* _Data segment_:
----

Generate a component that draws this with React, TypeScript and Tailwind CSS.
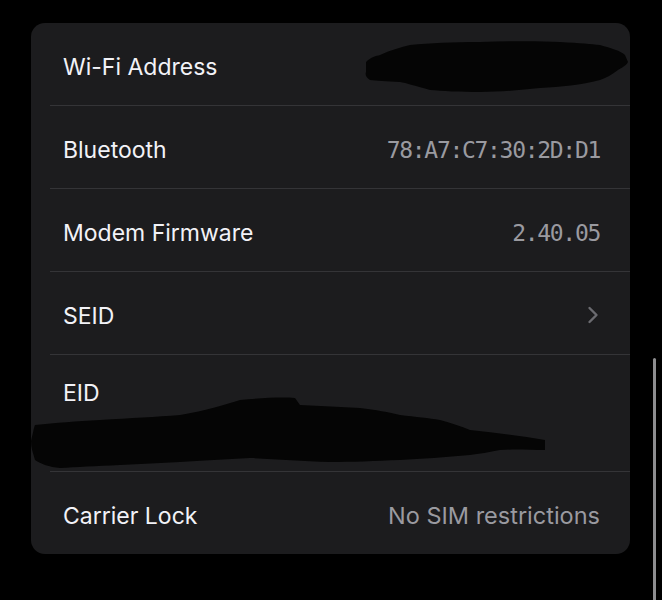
import React from "react";

const Row = ({ label, value, mono, chevron, last }: { label: string; value?: string; mono?: boolean; chevron?: boolean; last?: boolean }) => (
  <div className="relative">
    <div className="flex h-[82px] items-center justify-between pl-[32px] pr-[30px] pt-[6px]">
      <span className="text-[23px] text-[#f2f2f7]">{label}</span>
      {value && (
        <span
          className={
            mono
              ? "text-[23px] tracking-[-1.3px] text-[#9a9aa0] [font-family:'DejaVu_Sans_Mono','Liberation_Mono',monospace]"
              : "text-[23.5px] text-[#9a9aa0]"
          }
        >
          {value}
        </span>
      )}
      {chevron && (
        <svg width="12" height="18" viewBox="0 0 12 18" className="mr-[1px] -mt-[2px]">
          <path d="M2.5 2 L9.5 9 L2.5 16" fill="none" stroke="#6b6b70" strokeWidth="2.4" strokeLinecap="round" strokeLinejoin="round" />
        </svg>
      )}
    </div>
    {!last && <div className="ml-[19px] h-px bg-[#343437]" />}
  </div>
);

export default function App() {
  return (
    <div className="relative h-[600px] w-[662px] overflow-hidden bg-black [font-family:'Inter','Liberation_Sans',sans-serif]">
      <div className="pl-[31px] pt-[23px]">
        <div className="relative w-[599px] overflow-hidden rounded-[14px] bg-[#1c1c1e]">
          <Row label="Wi-Fi Address" />
          <Row label="Bluetooth" value="78:A7:C7:30:2D:D1" mono />
          <Row label="Modem Firmware" value="2.40.05" mono />
          <Row label="SEID" chevron />
          <div className="relative">
            <div className="h-[116px] pl-[32px] pt-[21px]">
              <span className="text-[23px] text-[#f2f2f7]">EID</span>
            </div>
            <div className="ml-[19px] h-px bg-[#343437]" />
          </div>
          <Row label="Carrier Lock" value="No SIM restrictions" last />
          {/* redaction scribbles */}
          <svg className="pointer-events-none absolute left-0 top-0" width="599" height="530" viewBox="0 0 599 530">
            <path
              d="M335 39 C 340 34, 345 33, 349 32 C 360 27, 370 24, 379 22 C 400 20, 420 19, 449 19 C 480 18, 510 18, 529 19 C 550 20, 560 21, 569 22 C 580 25, 590 28, 594 32 L 597 39 C 595 43, 590 45, 587 47 C 580 52, 575 55, 569 57 C 550 62, 530 64, 509 65 C 490 67, 470 69, 449 69 C 430 69, 410 68, 399 67 C 385 63, 375 60, 369 59 C 355 58, 345 58, 339 57 C 335 54, 334 52, 335 49 Z"
              fill="#050505"
            />
            <path
              d="M0 418 C 2 410, 3 404, 4 402 C 25 400, 45 398, 69 397 C 100 395, 125 394, 149 392 C 175 388, 195 381, 209 377 C 230 375, 250 374, 264 375 L 269 382 C 290 383, 310 384, 329 385 C 345 387, 358 389, 369 392 C 385 394, 398 395, 409 397 C 420 400, 430 403, 439 407 C 465 410, 490 413, 514 417 L 514 427 C 500 427, 485 426, 469 427 C 458 429, 448 431, 439 432 C 415 434, 390 436, 369 437 C 345 438, 320 439, 299 439 C 270 438, 245 436, 219 435 C 195 436, 170 438, 149 439 C 130 440, 110 441, 89 442 C 65 443, 45 444, 29 445 C 18 444, 10 441, 4 437 C 2 430, 0 425, 0 418 Z"
              fill="#050505"
            />
          </svg>
        </div>
      </div>
      <div className="absolute left-[653px] top-[358px] h-[260px] w-[3px] rounded-full bg-[#8e8e90]" />
    </div>
  );
}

----

* _The exercise_: Exactly restate the lines from the beginning of the data through the line with "import React from", and no others, keeping pictures out.

* _Answer below_:
Generate a component that draws this with React, TypeScript and Tailwind CSS.
import React from "react";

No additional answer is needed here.